Remember the Gamecocks stuffing Todd Gurley at the goal line to salvage a 38-35 win over Georgia the next week? Yeah, nobody does because Mike Bobo called a play-action pass that started a Keystone Kops series that saw the Bulldogs blow a late-game opportunity.

That was just the first two weeks of the season. Vanderbilt ran two kickoffs back for touchdowns; Auburn and South Carolina combined for 1,086 yards on a beautiful night on The Plains; the Gamecocks blocked two kicks in the final 3:40 to come back and beat Florida 23-20 in overtime, because, “Why not at that point, right?” (That was also because Will Muschamp’s head coaching career clearly was cursed.)

What would you even write on the tombstone of a season like that? Good riddance?

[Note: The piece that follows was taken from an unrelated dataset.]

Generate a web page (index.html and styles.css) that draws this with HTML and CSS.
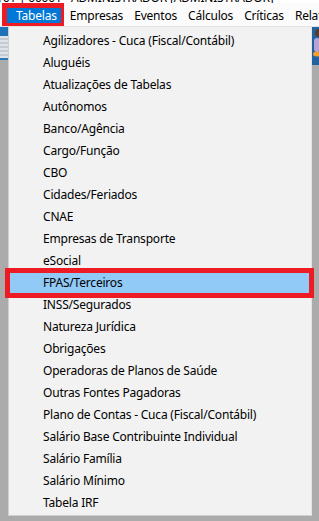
FILE: index.html
```html
<!DOCTYPE html>
<html lang="pt-BR">
<head>
    <meta charset="UTF-8">
    <meta name="viewport" content="width=device-width, initial-scale=1.0">
    <title>Tabelas</title>
    <link rel="stylesheet" href="styles.css">
</head>
<body>
    <div class="screen">
        <!-- Title bar (only the bottom of it is visible) -->
        <div class="titlebar">
            <span class="title-text">161 | 00001 - ADMINISTRADOR [ADMINISTRADOR]</span>
        </div>

        <!-- Menu bar -->
        <div class="menubar">
            <div class="menu-item active"><span>Tabelas</span></div>
            <div class="menu-item">Empresas</div>
            <div class="menu-item">Eventos</div>
            <div class="menu-item">Cálculos</div>
            <div class="menu-item">Críticas</div>
            <div class="menu-item">Relatórios</div>
        </div>

        <div class="workarea">
            <div class="side left">
                <div class="toolbar-blue"></div>
                <div class="toolbar-icons"></div>
            </div>

            <!-- Dropdown menu -->
            <ul class="dropdown">
                <li>Agilizadores - Cuca (Fiscal/Contábil)</li>
                <li>Aluguéis</li>
                <li>Atualizações de Tabelas</li>
                <li>Autônomos</li>
                <li>Banco/Agência</li>
                <li>Cargo/Função</li>
                <li>CBO</li>
                <li>Cidades/Feriados</li>
                <li>CNAE</li>
                <li>Empresas de Transporte</li>
                <li>eSocial</li>
                <li class="selected"><span>FPAS/Terceiros</span></li>
                <li>INSS/Segurados</li>
                <li>Natureza Jurídica</li>
                <li>Obrigações</li>
                <li>Operadoras de Planos de Saúde</li>
                <li>Outras Fontes Pagadoras</li>
                <li>Plano de Contas - Cuca (Fiscal/Contábil)</li>
                <li>Salário Base Contribuinte Individual</li>
                <li>Salário Família</li>
                <li>Salário Mínimo</li>
                <li>Tabela IRF</li>
            </ul>

            <div class="side right">
                <div class="avatar">
                    <svg width="7" height="38" viewBox="0 0 7 38">
                        <rect width="7" height="38" fill="#23609e"/>
                        <circle cx="7" cy="6" r="4" fill="#5a3b2a"/>
                        <rect x="2" y="11" width="6" height="14" rx="3" fill="#b9a3d6"/>
                        <ellipse cx="5" cy="27" rx="4" ry="2.5" fill="#f0a030"/>
                    </svg>
                </div>
            </div>
        </div>
    </div>
</body>
</html>
```

FILE: styles.css
```css
/* General Styling */
body {
    margin: 0;
    padding: 0;
    font-family: 'Noto Sans', 'Open Sans', sans-serif;
    font-size: 12px;
    letter-spacing: -0.2px;
    color: #000;
}
.screen {
    width: 319px;
    height: 521px;
    overflow: hidden;
    background: #ababab;
    display: flex;
    flex-direction: column;
}
.titlebar {
    height: 3px;
    background: #fff;
    overflow: hidden;
    position: relative;
}
.title-text {
    position: absolute;
    left: -4px;
    bottom: -1px;
    font-size: 12px;
    line-height: 12px;
    white-space: nowrap;
}

/* Menu bar */
.menubar {
    height: 24px;
    background: #fbfbfb;
    border-bottom: 1px solid #e3e3e3;
    display: flex;
    align-items: stretch;
    box-sizing: border-box;
    white-space: nowrap;
}
.menu-item {
    padding: 2px 5.5px 0 5.5px;
    display: flex;
    align-items: center;
}
.menu-item.active {
    margin-left: 2px;
    margin-right: 0.5px;
    padding: 0;
    border: solid #ed1c24;
    border-width: 5px 3px 3px 5px;
}
.menu-item.active span {
    background: #0078d7;
    color: #fff;
    height: 100%;
    display: flex;
    align-items: center;
    padding: 0 4px 0 9px;
}

/* Work area */
.workarea {
    flex: 1;
    display: flex;
}
.side {
    width: 8px;
    flex: none;
}
.toolbar-blue {
    height: 9px;
    background: #1f72b8;
}
.toolbar-icons {
    height: 22px;
    background: repeating-linear-gradient(#dfe3e8 0 2px, #c4cad1 2px 4px);
    border-bottom: 2px solid #2b78b8;
}
.side.right {
    width: 7px;
}
.avatar svg {
    display: block;
}

/* Dropdown */
.dropdown {
    list-style: none;
    margin: 0;
    padding: 3px 0 1px;
    width: 302px;
    height: 484px;
    background: #f2f2f2;
    border: 1px solid #cfcfcf;
    border-top: none;
    border-right-color: #e4e4e4;
}
.dropdown li {
    height: 22px;
    line-height: 22px;
    padding-left: 34px;
    white-space: nowrap;
}
.dropdown li.selected {
    padding: 1px 2px 1px 1px;
    height: 20px;
    line-height: 20px;
}
.selected span {
    display: block;
    background: #91c9f7;
    padding-left: 33px;
    outline: 5px solid #ed1c24;
}
```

South Carolina fans probably don’t care how it’s memorialized as long as they get to bury it once and for all, which they do because the new year is just beyond the horizon.

The Gamecocks open the season Thursday night against North Carolina in Charlotte’s Bank of America Stadium.

“We feel like we can play better. We feel like we can coach better (than last year),” coach Steve Spurrier said. “And time will tell if we’re right or wrong.”

It can be tough for college football coaches to tell what kind of team they have when they are replacing as many pieces as Spurrier and the Gamecocks are replacing this season. Even last season, when the overhaul was not so dramatic, the gap between what South Carolina expected against Texas A&M and what it got was big enough to drive 680 yards of offense through.

“Most of the time when you have returning players, it’s not that big a deal. We know how this guy played last year or even the year before that, but we just have so many unknown players,” Spurrier said. “Some players are very good when the lights come on and there are people in the stands. Sometimes other players don’t perform all that well. So we just have to wait and see.”

Twenty-seven of the 76 players on the Gamecocks’ two-deep depth chart released Sunday have never played FBS football. Their quarterback is a first-year starter with six career attempts. Two-thirds of their starting wide receiver corps hasn’t caught a collegiate pass. And the offense is the side of the ball that’s considered the most stable at the moment.

“We have to go up there and kick it off or receive it and start playing football and find out what we’re all about,” Spurrier said. “It’s all about when the real game kicks off. All of us coaches, we’re all undefeated right now, everyone is positive, everyone is anxious to go and 50 percent of the teams that play this week are going to lose.”